В конечном счете психофизический коллапс зависел от духовно-нравственной позиции, которую был волен занять каждый! Хотя при входе в лагерь у человека отнимали все, даже очки и ремень, у него оставалась свобода выбирать отношение к ситуации, оставалась буквально до последнего мгновения, до последнего вздоха. Свобода вести себя «так или иначе» и выбор
Поэтому не может быть и речи о том, чтобы заключенный неминуемо, автоматически подчинялся лагерной атмосфере. Благодаря тому, что в другом контексте я называл бы «дерзновенной силой человеческого духа», он имел возможность не поддаваться влиянию окружающей среды. Если мне и требовались доказательства того, что эта сила реальна, я нашел их в жестоких условиях концлагеря. Фрейд заявляет: «Давайте заставим голодать множество самых разных людей. С усилением императивного позыва к голоду все индивидуальные различия в людях стираются и вместо них появляется единое для всех выражение одной неутоленной потребности». Оказалось, что все совсем не так.

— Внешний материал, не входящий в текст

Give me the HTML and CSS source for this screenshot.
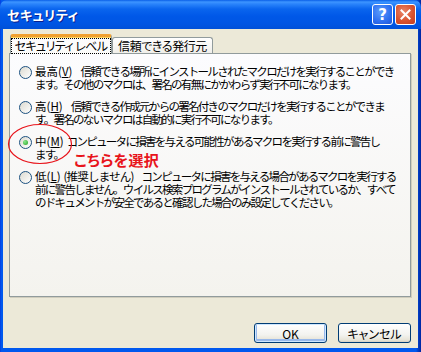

Безусловно, людей, посвятивших себя принципиальной возможности сохранения своей человечности, было немного.
В любом случае нельзя утверждать, что эти люди деградировали; напротив, они достигли нравственного прогресса – морального и религиозного. Ибо у многих узников в условиях заточения пробудилось то, что я называю подсознательной или подавленной связью с Богом. Никто не должен отзываться об этом переживании пренебрежительно как об «окопной религии» (в окопах нет атеистов) – так именуют в англосаксонских странах ту религиозность, которая не проявляется, пока человек не окажется в опасности. Я хотел бы сказать, что религия, которую не принимают до тех пор, пока дела не пойдут плохо, для меня все же предпочтительнее, чем та, которую исповедуют, только если дела идут хорошо. Последнюю я называю «религией торговцев».
Во всяком случае, многие узники вышли на свободу с чувством, что научились не бояться ничего и никого, кроме Бога. Для них тюремный опыт стал преимуществом. Многие люди с невротическими расстройствами, пройдя через лагерь, укрепились духом. Здесь можно провести аналогию с фактом, хорошо известным мастерам-строителям: ветхий свод можно укрепить, просто утяжелив его.
Мы готовы перейти к рассмотрению третьего этапа – фазе освобождения. Я ограничен рамками статьи, поэтому не буду вдаваться в детали и говорить об уникальном опыте деперсонализации, связанном с этим этапом. Достаточно сказать, что освобождение приводит к резкому снижению напряжения. У оказавшегося на воле узника слишком легко «деформируется» – морально уродуется – характер. Нечто подобное произойдет с придонной рыбой, если она вдруг поднимется в поверхностные слои воды. Кто-то, как и я, может сказать, что здесь мы имеем дело с психическим аналогом кессонной болезни.